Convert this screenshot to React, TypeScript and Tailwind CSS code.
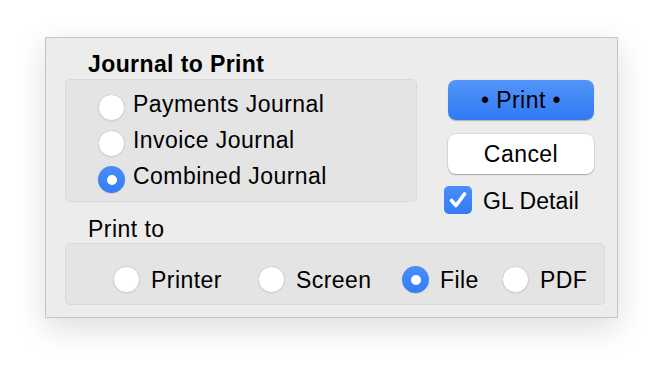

--

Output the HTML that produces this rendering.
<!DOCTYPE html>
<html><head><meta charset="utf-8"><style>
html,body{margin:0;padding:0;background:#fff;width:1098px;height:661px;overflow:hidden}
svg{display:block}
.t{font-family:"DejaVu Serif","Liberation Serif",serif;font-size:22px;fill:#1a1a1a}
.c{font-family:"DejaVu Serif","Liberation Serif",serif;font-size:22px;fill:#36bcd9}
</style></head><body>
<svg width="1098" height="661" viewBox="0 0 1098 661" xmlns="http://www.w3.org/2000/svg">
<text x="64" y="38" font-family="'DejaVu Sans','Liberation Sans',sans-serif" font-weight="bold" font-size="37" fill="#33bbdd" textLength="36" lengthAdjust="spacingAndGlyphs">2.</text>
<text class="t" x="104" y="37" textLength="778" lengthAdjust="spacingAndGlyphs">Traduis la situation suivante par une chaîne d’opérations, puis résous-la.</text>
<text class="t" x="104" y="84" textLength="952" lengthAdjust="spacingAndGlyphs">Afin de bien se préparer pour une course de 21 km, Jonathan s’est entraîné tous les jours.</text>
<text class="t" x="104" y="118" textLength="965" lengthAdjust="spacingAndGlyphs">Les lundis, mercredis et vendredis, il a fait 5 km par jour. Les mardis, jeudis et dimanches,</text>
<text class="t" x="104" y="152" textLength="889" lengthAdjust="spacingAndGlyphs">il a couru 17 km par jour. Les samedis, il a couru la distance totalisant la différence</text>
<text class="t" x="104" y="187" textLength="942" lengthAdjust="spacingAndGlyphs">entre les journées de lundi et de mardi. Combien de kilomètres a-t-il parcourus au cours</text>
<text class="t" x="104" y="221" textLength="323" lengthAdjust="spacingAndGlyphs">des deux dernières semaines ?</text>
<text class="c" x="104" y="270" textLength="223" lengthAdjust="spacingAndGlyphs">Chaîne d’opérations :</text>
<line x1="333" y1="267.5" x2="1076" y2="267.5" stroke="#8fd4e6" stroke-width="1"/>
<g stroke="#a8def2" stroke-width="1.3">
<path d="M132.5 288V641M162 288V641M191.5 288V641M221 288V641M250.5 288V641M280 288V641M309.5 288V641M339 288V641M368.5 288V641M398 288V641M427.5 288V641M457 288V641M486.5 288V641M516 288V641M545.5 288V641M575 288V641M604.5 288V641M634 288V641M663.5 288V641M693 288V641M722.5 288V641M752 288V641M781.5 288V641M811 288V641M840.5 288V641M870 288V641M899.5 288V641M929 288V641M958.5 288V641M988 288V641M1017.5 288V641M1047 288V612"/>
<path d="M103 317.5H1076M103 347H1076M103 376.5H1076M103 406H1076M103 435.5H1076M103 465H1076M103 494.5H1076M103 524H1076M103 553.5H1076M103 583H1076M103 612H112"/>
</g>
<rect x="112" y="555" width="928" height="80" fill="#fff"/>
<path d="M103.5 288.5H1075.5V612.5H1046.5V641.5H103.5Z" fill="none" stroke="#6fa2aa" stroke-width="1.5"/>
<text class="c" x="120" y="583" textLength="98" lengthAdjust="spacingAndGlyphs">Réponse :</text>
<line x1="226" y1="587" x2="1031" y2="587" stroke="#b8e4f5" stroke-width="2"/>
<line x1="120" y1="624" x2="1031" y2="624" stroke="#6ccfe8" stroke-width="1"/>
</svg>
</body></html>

* Problem requirements
What is the number of lines that hold the string "this"? Reply with that number alone.

* Answer to the problem
2